--- begin Data shown ---

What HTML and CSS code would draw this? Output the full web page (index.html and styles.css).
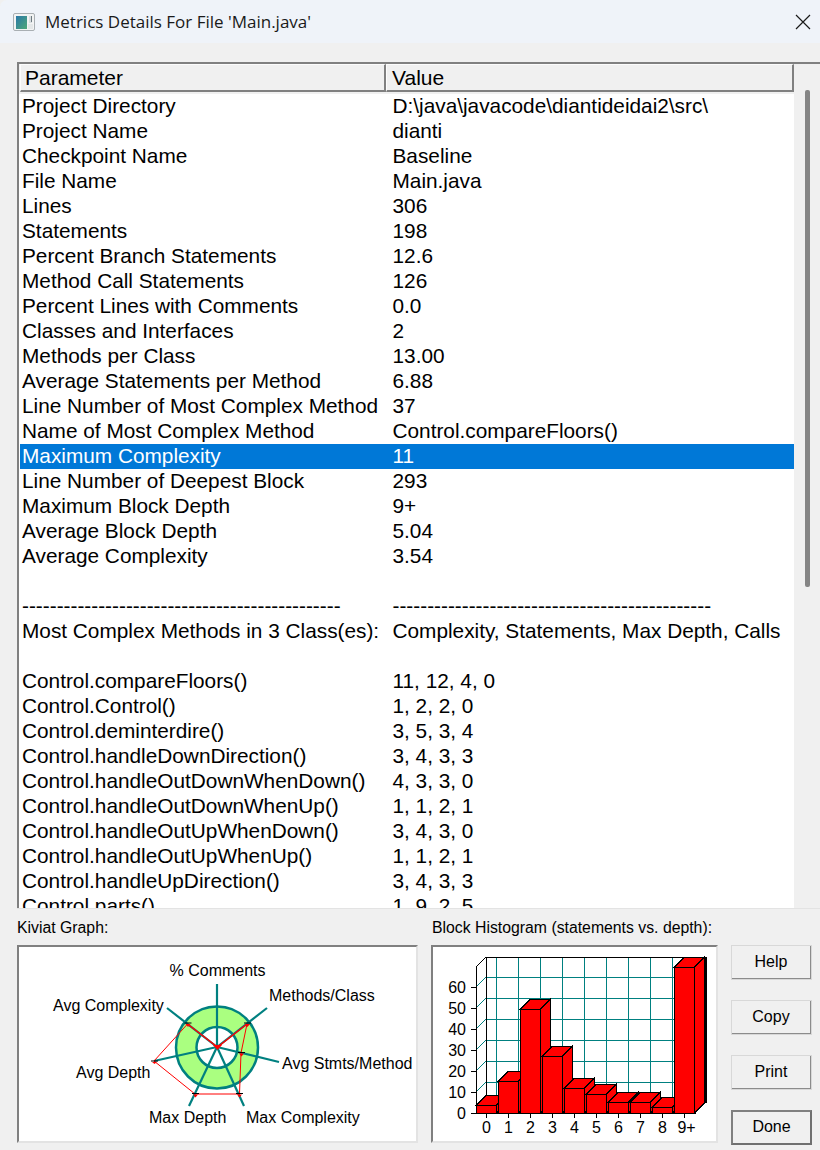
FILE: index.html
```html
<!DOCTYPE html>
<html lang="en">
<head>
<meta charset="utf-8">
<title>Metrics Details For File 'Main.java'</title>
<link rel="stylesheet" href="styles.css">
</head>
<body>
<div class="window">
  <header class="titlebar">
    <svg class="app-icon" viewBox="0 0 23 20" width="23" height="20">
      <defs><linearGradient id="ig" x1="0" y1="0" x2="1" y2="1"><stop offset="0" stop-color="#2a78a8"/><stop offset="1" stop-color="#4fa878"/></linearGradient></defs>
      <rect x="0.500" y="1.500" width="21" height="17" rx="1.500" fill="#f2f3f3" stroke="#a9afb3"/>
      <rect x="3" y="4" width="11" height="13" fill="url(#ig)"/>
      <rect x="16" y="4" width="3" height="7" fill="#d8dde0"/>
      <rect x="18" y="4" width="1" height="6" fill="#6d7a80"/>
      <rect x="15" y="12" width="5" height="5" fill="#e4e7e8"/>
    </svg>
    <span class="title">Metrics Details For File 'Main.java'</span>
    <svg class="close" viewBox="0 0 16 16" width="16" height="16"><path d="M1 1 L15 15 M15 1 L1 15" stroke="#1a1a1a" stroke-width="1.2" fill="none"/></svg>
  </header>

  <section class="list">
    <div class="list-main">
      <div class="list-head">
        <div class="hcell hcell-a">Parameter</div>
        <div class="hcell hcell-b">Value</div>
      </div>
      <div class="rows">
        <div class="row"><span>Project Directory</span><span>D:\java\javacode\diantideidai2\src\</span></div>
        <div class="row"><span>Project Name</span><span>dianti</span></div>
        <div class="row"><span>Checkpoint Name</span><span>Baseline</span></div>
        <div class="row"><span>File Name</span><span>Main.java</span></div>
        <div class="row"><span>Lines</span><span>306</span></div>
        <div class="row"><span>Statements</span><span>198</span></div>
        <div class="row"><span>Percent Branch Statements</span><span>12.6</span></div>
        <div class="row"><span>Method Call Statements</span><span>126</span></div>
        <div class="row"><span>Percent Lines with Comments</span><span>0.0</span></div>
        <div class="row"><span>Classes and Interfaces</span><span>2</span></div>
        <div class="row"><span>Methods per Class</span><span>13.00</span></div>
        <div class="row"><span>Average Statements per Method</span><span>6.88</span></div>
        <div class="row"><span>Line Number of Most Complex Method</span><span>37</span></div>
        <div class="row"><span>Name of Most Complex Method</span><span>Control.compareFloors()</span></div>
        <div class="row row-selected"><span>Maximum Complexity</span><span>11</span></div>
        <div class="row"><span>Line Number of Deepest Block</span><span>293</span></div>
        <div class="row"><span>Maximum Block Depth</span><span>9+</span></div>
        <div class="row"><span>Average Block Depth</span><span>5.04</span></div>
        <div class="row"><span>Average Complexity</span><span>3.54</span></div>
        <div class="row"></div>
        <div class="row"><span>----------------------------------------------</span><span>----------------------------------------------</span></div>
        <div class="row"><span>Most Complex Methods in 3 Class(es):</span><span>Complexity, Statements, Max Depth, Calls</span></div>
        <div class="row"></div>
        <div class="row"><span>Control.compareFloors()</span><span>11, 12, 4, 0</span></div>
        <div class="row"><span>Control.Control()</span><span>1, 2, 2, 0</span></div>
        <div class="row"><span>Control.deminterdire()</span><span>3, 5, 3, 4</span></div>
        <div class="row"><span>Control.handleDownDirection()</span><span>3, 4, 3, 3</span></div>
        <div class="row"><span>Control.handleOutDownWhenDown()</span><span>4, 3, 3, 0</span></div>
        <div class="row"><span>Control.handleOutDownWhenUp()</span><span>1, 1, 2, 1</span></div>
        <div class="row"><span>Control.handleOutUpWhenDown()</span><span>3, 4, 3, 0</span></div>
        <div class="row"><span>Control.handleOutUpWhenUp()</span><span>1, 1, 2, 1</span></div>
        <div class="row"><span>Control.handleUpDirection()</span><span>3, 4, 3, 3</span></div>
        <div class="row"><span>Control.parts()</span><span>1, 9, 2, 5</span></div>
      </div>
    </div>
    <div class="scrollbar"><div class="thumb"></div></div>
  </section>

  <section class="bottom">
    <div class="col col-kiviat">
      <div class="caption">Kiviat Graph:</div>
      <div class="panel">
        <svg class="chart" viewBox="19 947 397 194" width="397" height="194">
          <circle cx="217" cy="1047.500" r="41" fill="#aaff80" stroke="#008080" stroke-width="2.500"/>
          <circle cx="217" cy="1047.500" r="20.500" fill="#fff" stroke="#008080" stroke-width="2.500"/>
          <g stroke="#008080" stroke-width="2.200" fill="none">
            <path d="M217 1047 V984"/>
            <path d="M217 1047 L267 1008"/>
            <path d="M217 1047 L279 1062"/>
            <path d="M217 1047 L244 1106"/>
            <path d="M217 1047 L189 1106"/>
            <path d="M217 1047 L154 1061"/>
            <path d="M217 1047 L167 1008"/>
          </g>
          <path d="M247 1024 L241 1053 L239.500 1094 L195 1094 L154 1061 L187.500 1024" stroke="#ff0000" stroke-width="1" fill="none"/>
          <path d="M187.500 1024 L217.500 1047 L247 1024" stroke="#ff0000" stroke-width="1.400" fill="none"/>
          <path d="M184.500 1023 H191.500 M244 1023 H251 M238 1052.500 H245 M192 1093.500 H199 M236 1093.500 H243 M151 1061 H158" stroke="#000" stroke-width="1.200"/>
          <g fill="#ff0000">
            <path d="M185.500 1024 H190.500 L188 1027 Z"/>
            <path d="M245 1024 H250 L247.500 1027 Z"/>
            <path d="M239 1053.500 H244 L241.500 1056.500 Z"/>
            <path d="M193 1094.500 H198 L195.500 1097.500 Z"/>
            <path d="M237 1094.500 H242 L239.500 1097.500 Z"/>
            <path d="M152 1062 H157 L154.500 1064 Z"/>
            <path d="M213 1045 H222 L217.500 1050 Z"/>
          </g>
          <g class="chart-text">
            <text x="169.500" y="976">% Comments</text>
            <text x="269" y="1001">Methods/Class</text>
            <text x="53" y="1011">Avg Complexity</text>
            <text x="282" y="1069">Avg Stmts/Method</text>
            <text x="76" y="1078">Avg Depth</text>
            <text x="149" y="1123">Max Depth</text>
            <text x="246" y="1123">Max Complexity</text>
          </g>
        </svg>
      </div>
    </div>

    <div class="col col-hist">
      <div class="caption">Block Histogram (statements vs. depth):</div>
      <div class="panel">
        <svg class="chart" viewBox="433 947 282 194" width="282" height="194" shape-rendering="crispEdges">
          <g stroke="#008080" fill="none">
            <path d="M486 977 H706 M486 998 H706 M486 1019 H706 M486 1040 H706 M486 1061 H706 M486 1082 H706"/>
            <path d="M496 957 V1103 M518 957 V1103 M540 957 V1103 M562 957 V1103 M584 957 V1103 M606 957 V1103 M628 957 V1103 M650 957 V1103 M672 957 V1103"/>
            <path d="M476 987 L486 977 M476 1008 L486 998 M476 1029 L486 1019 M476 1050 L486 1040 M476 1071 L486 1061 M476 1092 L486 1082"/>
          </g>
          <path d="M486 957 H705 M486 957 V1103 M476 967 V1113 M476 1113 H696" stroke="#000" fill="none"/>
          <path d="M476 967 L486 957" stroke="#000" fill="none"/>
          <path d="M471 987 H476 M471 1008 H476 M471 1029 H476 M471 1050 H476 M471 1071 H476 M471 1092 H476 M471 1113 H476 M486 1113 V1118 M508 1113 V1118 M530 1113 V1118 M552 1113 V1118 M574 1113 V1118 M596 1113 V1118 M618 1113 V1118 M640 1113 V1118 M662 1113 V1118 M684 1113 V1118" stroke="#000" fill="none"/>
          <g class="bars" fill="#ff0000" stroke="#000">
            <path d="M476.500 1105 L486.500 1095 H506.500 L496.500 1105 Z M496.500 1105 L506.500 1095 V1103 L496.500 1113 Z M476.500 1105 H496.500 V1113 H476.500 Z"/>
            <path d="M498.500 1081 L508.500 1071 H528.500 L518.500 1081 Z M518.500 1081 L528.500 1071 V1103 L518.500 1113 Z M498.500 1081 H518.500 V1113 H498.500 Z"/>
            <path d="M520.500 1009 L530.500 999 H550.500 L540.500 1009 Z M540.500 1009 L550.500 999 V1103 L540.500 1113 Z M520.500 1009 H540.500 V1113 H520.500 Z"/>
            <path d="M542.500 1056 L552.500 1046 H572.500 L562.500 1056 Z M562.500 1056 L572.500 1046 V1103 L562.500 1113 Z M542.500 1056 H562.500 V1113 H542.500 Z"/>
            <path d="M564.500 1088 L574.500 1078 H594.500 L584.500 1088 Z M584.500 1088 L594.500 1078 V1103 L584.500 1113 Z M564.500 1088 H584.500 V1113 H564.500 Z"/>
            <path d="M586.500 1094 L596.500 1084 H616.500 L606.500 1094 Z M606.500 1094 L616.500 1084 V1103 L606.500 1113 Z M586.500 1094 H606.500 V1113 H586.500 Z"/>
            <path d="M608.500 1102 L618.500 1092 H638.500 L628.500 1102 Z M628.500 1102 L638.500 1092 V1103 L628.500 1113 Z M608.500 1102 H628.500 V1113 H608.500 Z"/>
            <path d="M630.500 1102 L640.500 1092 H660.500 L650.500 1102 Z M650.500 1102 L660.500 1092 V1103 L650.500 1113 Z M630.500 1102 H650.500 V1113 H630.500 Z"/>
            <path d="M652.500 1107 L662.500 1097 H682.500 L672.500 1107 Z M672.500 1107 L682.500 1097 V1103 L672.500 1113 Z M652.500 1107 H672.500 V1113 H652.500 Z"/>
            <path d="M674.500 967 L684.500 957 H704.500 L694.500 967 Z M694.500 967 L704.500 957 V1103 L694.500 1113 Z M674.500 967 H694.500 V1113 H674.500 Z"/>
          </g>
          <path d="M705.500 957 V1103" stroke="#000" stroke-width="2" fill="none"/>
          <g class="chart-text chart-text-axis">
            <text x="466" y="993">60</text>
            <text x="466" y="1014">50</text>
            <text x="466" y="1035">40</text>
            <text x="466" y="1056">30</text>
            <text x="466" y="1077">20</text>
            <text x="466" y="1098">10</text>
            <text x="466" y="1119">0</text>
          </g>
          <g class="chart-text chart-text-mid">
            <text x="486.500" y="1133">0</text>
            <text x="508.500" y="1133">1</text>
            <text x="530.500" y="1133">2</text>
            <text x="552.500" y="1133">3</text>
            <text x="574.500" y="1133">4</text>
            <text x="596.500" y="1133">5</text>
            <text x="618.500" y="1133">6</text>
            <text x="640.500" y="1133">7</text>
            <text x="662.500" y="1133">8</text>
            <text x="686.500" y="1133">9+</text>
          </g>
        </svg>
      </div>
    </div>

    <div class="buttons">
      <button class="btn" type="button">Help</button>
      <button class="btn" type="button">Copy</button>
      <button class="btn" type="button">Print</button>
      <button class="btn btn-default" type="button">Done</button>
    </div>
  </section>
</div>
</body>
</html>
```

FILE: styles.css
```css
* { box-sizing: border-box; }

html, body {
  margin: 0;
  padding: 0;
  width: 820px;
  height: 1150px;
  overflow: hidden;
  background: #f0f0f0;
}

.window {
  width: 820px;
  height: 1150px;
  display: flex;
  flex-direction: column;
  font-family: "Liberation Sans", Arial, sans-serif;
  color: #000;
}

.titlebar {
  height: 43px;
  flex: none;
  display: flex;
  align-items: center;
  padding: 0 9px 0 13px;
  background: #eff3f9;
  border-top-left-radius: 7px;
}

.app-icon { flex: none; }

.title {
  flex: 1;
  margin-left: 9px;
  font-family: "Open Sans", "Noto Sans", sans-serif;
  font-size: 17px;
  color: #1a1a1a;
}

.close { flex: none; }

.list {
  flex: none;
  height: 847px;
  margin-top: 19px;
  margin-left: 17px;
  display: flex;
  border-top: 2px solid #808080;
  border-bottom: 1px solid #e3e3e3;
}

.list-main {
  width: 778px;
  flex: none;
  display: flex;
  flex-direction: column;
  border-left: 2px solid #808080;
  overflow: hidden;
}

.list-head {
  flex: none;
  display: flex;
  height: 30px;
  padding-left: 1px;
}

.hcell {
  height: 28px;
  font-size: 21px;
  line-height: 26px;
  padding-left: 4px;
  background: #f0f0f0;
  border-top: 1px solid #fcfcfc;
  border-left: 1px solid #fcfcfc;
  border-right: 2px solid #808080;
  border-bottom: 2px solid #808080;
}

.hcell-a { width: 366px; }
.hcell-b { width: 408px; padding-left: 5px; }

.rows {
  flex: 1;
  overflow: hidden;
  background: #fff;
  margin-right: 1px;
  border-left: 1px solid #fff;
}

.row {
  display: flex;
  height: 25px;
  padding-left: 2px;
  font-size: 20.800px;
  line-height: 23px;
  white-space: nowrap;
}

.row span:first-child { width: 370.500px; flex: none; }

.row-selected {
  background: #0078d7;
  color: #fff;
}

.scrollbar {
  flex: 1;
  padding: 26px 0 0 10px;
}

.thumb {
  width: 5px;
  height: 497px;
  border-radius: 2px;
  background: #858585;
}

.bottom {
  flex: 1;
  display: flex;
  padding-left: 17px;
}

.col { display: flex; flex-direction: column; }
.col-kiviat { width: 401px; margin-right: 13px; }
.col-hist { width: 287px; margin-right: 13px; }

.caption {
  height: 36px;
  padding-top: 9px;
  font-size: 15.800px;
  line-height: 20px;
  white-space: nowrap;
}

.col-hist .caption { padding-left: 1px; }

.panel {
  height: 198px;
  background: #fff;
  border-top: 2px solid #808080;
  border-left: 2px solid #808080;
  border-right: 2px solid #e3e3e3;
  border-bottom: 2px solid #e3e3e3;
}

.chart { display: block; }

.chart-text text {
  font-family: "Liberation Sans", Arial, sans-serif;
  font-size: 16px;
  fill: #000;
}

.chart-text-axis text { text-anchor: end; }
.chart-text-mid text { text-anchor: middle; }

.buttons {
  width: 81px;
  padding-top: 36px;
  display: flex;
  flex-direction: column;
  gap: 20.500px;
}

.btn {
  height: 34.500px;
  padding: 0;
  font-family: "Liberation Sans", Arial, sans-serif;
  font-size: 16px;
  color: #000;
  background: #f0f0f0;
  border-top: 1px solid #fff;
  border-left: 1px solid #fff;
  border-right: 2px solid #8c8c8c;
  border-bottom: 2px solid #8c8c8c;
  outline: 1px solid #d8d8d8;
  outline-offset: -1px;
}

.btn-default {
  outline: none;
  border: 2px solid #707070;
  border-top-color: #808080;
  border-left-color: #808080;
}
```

--- end Data shown ---

(What is being asked): Check every line for "styles" and show the ones that have it.

(Solution for this exercise):
What HTML and CSS code would draw this? Output the full web page (index.html and styles.css).
<link rel="stylesheet" href="styles.css">
FILE: styles.css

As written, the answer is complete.